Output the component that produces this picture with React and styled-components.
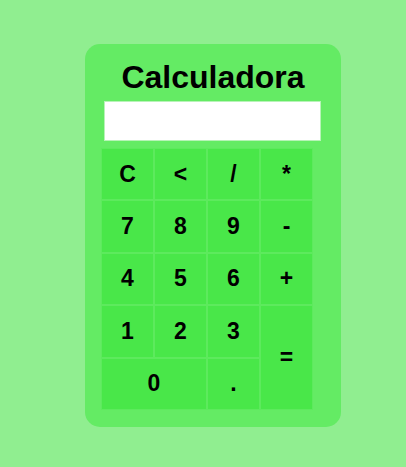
import React, { useState } from "react"
import styled, { createGlobalStyle } from "styled-components"

const GlobalStyle = createGlobalStyle`
  html, body {
    margin: 0;
    padding: 0;
    background: #90ee90;
    font-family: "Liberation Sans", Arial, sans-serif;
  }
`

const Page = styled.div`
  min-height: 467px;
  display: flex;
  justify-content: center;
  align-items: flex-start;
  padding: 44px 0 0 20px;
  box-sizing: border-box;
`

const Calculator = styled.div`
  width: 256px;
  height: 383px;
  box-sizing: border-box;
  background: #64eb64;
  border-radius: 15px;
  padding: 0 28px 0 16px;
  display: flex;
  flex-direction: column;
`

const Title = styled.h1`
  margin: 15px 0 0 0;
  margin-right: -12px;
  font-size: 32px;
  line-height: 37px;
  font-weight: bold;
  text-align: center;
  color: #000;
`

const Display = styled.input`
  box-sizing: border-box;
  width: 217px;
  height: 40px;
  margin: 5px 0 0 3px;
  border: 1px solid #b8f3b8;
  background: #fff;
  font-family: inherit;
  font-size: 22px;
  text-align: right;
  padding: 0 8px;
  outline: none;
`

const Keys = styled.div`
  margin-top: 7px;
  display: grid;
  grid-template-columns: repeat(4, 53px);
  grid-template-rows: repeat(5, 52.4px);
`

const Key = styled.button`
  box-sizing: border-box;
  margin: 0;
  padding: 0;
  background: #49e749;
  border: 1px solid #5dea5d;
  color: #000;
  font-family: "Liberation Sans", Arial, sans-serif;
  font-weight: bold;
  font-size: 23px;
  cursor: pointer;
  grid-column: ${p => (p.wide ? "span 2" : "auto")};
  grid-row: ${p => (p.tall ? "span 2" : "auto")};
  &:hover {
    background: #40dd40;
  }
`

const keys = [
  { label: "C" },
  { label: "<" },
  { label: "/" },
  { label: "*" },
  { label: "7" },
  { label: "8" },
  { label: "9" },
  { label: "-" },
  { label: "4" },
  { label: "5" },
  { label: "6" },
  { label: "+" },
  { label: "1" },
  { label: "2" },
  { label: "3" },
  { label: "=", tall: true },
  { label: "0", wide: true },
  { label: "." },
]

export default function App() {
  const [value, setValue] = useState("")

  const press = k => {
    if (k === "C") return setValue("")
    if (k === "<") return setValue(v => v.slice(0, -1))
    if (k === "=") {
      try {
        // eslint-disable-next-line no-new-func
        const r = Function(`"use strict";return (${value})`)()
        setValue(String(r))
      } catch (e) {
        setValue("")
      }
      return
    }
    setValue(v => v + k)
  }

  return (
    <>
      <GlobalStyle />
      <Page>
        <Calculator>
          <Title>Calculadora</Title>
          <Display value={value} readOnly />
          <Keys>
            {keys.map(k => (
              <Key
                key={k.label}
                wide={k.wide ? 1 : 0}
                tall={k.tall ? 1 : 0}
                onClick={() => press(k.label)}
              >
                {k.label}
              </Key>
            ))}
          </Keys>
        </Calculator>
      </Page>
    </>
  )
}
==============================
YOUR OBJECTIVE.
Set the data above down again exactly as given, with no pictures.

OUTPUT.
Output the component that produces this picture with React and styled-components.
import React, { useState } from "react"
import styled, { createGlobalStyle } from "styled-components"

const GlobalStyle = createGlobalStyle`
  html, body {
    margin: 0;
    padding: 0;
    background: #90ee90;
    font-family: "Liberation Sans", Arial, sans-serif;
  }
`

const Page = styled.div`
  min-height: 467px;
  display: flex;
  justify-content: center;
  align-items: flex-start;
  padding: 44px 0 0 20px;
  box-sizing: border-box;
`

const Calculator = styled.div`
  width: 256px;
  height: 383px;
  box-sizing: border-box;
  background: #64eb64;
  border-radius: 15px;
  padding: 0 28px 0 16px;
  display: flex;
  flex-direction: column;
`

const Title = styled.h1`
  margin: 15px 0 0 0;
  margin-right: -12px;
  font-size: 32px;
  line-height: 37px;
  font-weight: bold;
  text-align: center;
  color: #000;
`

const Display = styled.input`
  box-sizing: border-box;
  width: 217px;
  height: 40px;
  margin: 5px 0 0 3px;
  border: 1px solid #b8f3b8;
  background: #fff;
  font-family: inherit;
  font-size: 22px;
  text-align: right;
  padding: 0 8px;
  outline: none;
`

const Keys = styled.div`
  margin-top: 7px;
  display: grid;
  grid-template-columns: repeat(4, 53px);
  grid-template-rows: repeat(5, 52.4px);
`

const Key = styled.button`
  box-sizing: border-box;
  margin: 0;
  padding: 0;
  background: #49e749;
  border: 1px solid #5dea5d;
  color: #000;
  font-family: "Liberation Sans", Arial, sans-serif;
  font-weight: bold;
  font-size: 23px;
  cursor: pointer;
  grid-column: ${p => (p.wide ? "span 2" : "auto")};
  grid-row: ${p => (p.tall ? "span 2" : "auto")};
  &:hover {
    background: #40dd40;
  }
`

const keys = [
  { label: "C" },
  { label: "<" },
  { label: "/" },
  { label: "*" },
  { label: "7" },
  { label: "8" },
  { label: "9" },
  { label: "-" },
  { label: "4" },
  { label: "5" },
  { label: "6" },
  { label: "+" },
  { label: "1" },
  { label: "2" },
  { label: "3" },
  { label: "=", tall: true },
  { label: "0", wide: true },
  { label: "." },
]

export default function App() {
  const [value, setValue] = useState("")

  const press = k => {
    if (k === "C") return setValue("")
    if (k === "<") return setValue(v => v.slice(0, -1))
    if (k === "=") {
      try {
        // eslint-disable-next-line no-new-func
        const r = Function(`"use strict";return (${value})`)()
        setValue(String(r))
      } catch (e) {
        setValue("")
      }
      return
    }
    setValue(v => v + k)
  }

  return (
    <>
      <GlobalStyle />
      <Page>
        <Calculator>
          <Title>Calculadora</Title>
          <Display value={value} readOnly />
          <Keys>
            {keys.map(k => (
              <Key
                key={k.label}
                wide={k.wide ? 1 : 0}
                tall={k.tall ? 1 : 0}
                onClick={() => press(k.label)}
              >
                {k.label}
              </Key>
            ))}
          </Keys>
        </Calculator>
      </Page>
    </>
  )
}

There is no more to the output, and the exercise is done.